Still, there are a couple of reasons Valencia won’t fear this trip. First, Elche are usually generous defensively, especially in the first phase of matches. Second, Valencia’s 35 points give them a little more breathing space than the hosts, and that can matter in a nervy game. If this turns into a battle of composure rather than quality, the visitors should fancy themselves to stay in it. Whether they’ve got enough to win it outright is another question.
Head-to-Head
The reverse fixture finished 1-1 on 10 January, and that result feels relevant because it sits neatly between the strengths and flaws of both teams. Elche were competitive enough to get on the scoresheet, Valencia solid enough to avoid defeat, and nobody fully took charge. That may well be the mood again.
There’s also a broader trend here: Valencia are unbeaten in their last six meetings with Elche. That doesn’t guarantee much on its own — these runs never do — but it does feed into the sense that the visitors usually find a way to stay alive in this matchup, even when they don’t dominate it.
We Predict: Double Chance X2
Double Chance X2 at 1.53 looks the strongest play here. Elche’s home record is good, no doubt, but the bigger issue is the way they’re starting matches: they’ve conceded first in seven straight games and haven’t kept a clean sheet in that same spell. That’s a dangerous mix against a Valencia side that has scored first in five of its last seven and already took a point from the reverse meeting.
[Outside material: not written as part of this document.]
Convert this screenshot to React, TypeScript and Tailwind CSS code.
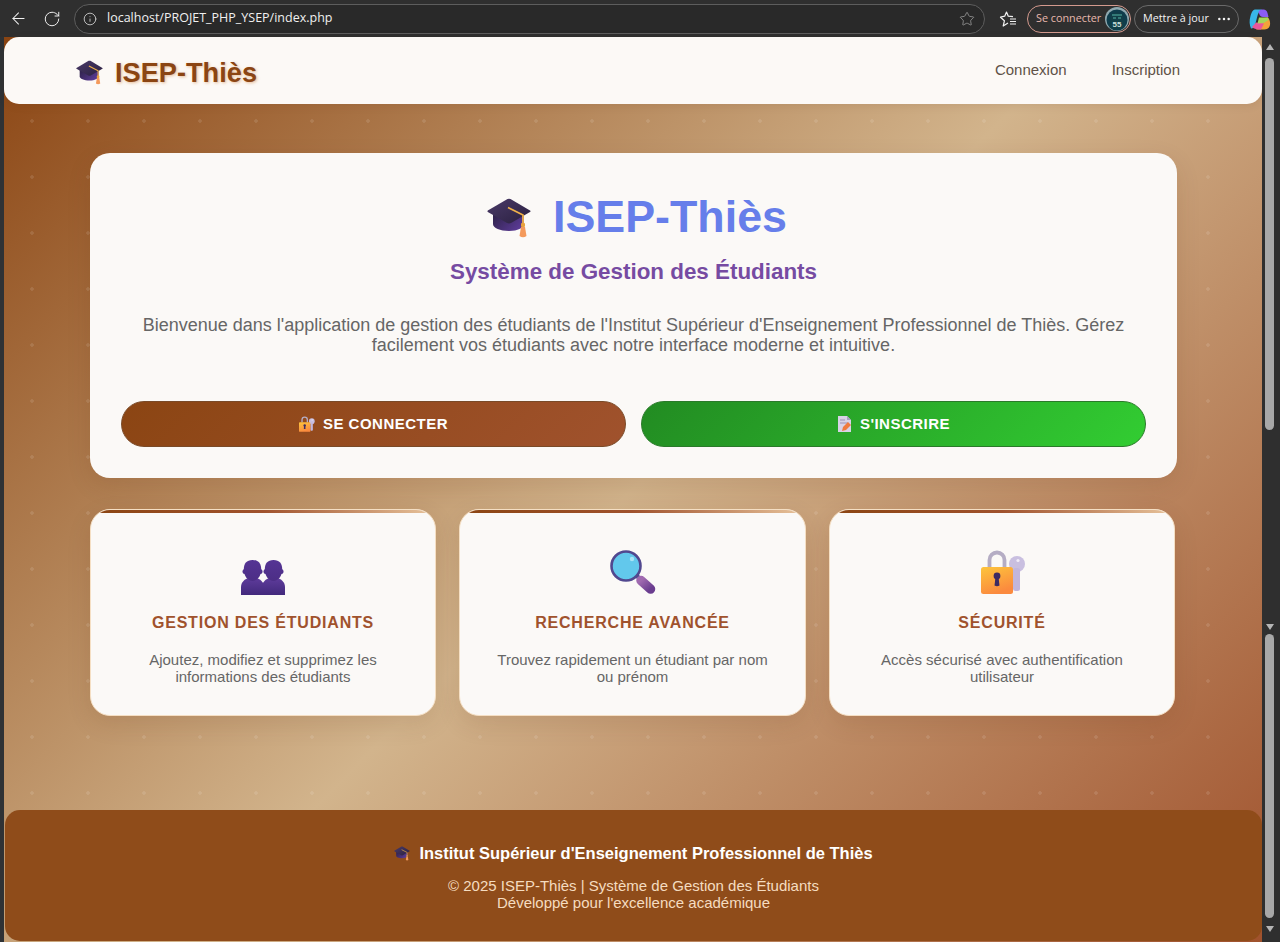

The pick doesn’t need Valencia to be brilliant, and that matters because their away form is hardly trustworthy. It just asks them to avoid defeat, and that feels well within reach against an Elche side that too often gives itself a problem to solve. The xG projection is tight at 1.07 to 1.18, which fits the market perfectly. A 1-1 draw is the standout scoreline, and that’s where the value of the double chance comes in. If you want a side angle, both teams to score has some appeal given Elche’s recent pattern, but the safer route is sticking with Valencia not to lose.